Ob von einem Angeklagten in einem Strafverfahren erwartet werden kann, nach einem Umzug seine neue Adresse dem Gericht mitzuteilen, nachdem er bereits von der gegen ihn anberaumten Hauptverhandlung Kenntnis erlangt hat, mag dahinstehen. Vorwerfbar nach dem o. g. Maßstab ist jedenfalls die Mitteilung einer Adresse gegenüber der Ordnungsbehörde und der Jugendgerichtshilfe durch den Beschwerdeführer, an der er sich nicht aufhält und über die ihn offensichtlich auch keine Post bzw. sonstige Nachrichten erreichen.

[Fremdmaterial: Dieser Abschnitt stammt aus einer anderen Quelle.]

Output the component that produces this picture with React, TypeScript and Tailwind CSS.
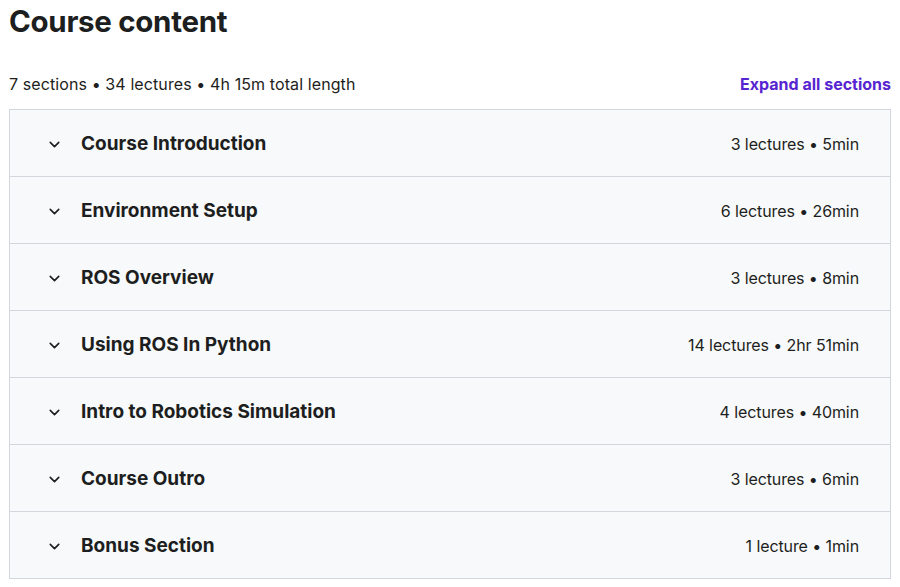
import { ChevronDown } from 'lucide-react'

interface Section {
  title: string
  meta: string
}

const sections: Section[] = [
  { title: 'Course Introduction', meta: '3 lectures • 5min' },
  { title: 'Environment Setup', meta: '6 lectures • 26min' },
  { title: 'ROS Overview', meta: '3 lectures • 8min' },
  { title: 'Using ROS In Python', meta: '14 lectures • 2hr 51min' },
  { title: 'Intro to Robotics Simulation', meta: '4 lectures • 40min' },
  { title: 'Course Outro', meta: '3 lectures • 6min' },
  { title: 'Bonus Section', meta: '1 lecture • 1min' },
]

export default function App() {
  return (
    <div className="min-h-[587px] w-[900px] bg-white px-[9px] font-['Inter',sans-serif] text-[#1d1e20]">
      <h2 className="pt-[1px] text-[29.5px] font-bold leading-[40px] tracking-[-0.3px]">Course content</h2>

      <div className="mt-[31px] flex items-center justify-between pb-[13px] text-[16px] leading-[24px]">
        <span className="tracking-[0.1px]">7 sections • 34 lectures • 4h 15m total length</span>
        <button type="button" className="font-bold text-[#5624d0]">
          Expand all sections
        </button>
      </div>

      <div className="border border-[#d1d7dc]">
        {sections.map((s, i) => (
          <div
            key={s.title}
            className={
              'flex items-center bg-[#f7f9fa] pl-[36px] pr-[31px] pt-[2px] ' +
              (i > 0 ? 'h-[67px] border-t border-[#d1d7dc]' : 'h-[66px]')
            }
          >
            <ChevronDown className="h-[17px] w-[17px]" strokeWidth={2.25} />
            <span className="ml-[18px] flex-1 text-[19px] font-bold leading-[24px]">{s.title}</span>
            <span className="text-[16px] tracking-[-0.1px]">{s.meta}</span>
          </div>
        ))}
      </div>
    </div>
  )
}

d.) Soweit die Beschwerde das Unterlassen einer Einwohnermeldeamtsanfrage vor Erlass des Haftbefehls beanstandet, wird nicht ersichtlich, welche Erkenntnisse zum tatsächlichen Aufenthalt des Beschwerdeführers dadurch hätten gewonnen werden können, die den Erlass eines Haftbefehls nach § 230 Abs. 2 StPO entbehrlich machen. Mittels einer solchen Anfrage wäre nach dem Hauptverhandlungstermin am 02.11.2010 allenfalls die neue Anschrift in A. bekannt geworden. Polizeiliche Ermittlungen vor Ort am frühen Morgen des 02.11.2010 hatten aber gerade ergeben, dass sich der Beschwerdeführer unter dieser Anschrift nicht aufhält, ohne das eine neue Adresse ermittelt werden konnte bzw. eine solche bisher mitgeteilt wurde.

3.) Gründe für eine Aufhebung des - bisher noch nicht vollstreckten - Haftbefehls sind nicht ersichtlich. Er ist weiterhin zur Sicherstellung der Durchführung der Hauptverhandlung erforderlich. Es kann nicht erwartet werden, dass der Angeklagte M. zu einem neu anzuberaumenden Hauptverhandlungstermin ohne weiteres erscheinen wird (vgl. BVerfG, Beschluss vom 18.12.2000 - BvR 1706/00 -, zitiert nach juris). Eine glaubhafte Erklärung in dieser Hinsicht haben weder der Angeklagte noch sein Verteidiger bisher abgegeben. Im Gegenteil lassen das bisherige Verhalten des Angeklagten und das stellenweise zumindest unvollständige und widersprüchliche Beschwerdevorbringen den Schluss zu, dass dieser gerade mittels seiner Unerreichbarkeit eine weitere Verzögerung des Hauptverfahrens anstrebt.

Angesichts der Schwere der Tatvorwürfe und der Bedeutung der Sache ist die Aufrechterhaltung des Haftbefehls auch nicht unverhältnismäßig.

III. Die Kostenentscheidung beruht auf § 473 Abs. 1 StPO. Von den Vorschriften der §§ 109 Abs. 2 Satz 1, 74 JGG hat der Senat keinen Gebrauch gemacht.

IV. Dieser Beschluss des Senats ist nicht weiter anfechtbar, § 310 Abs. 2 StPO.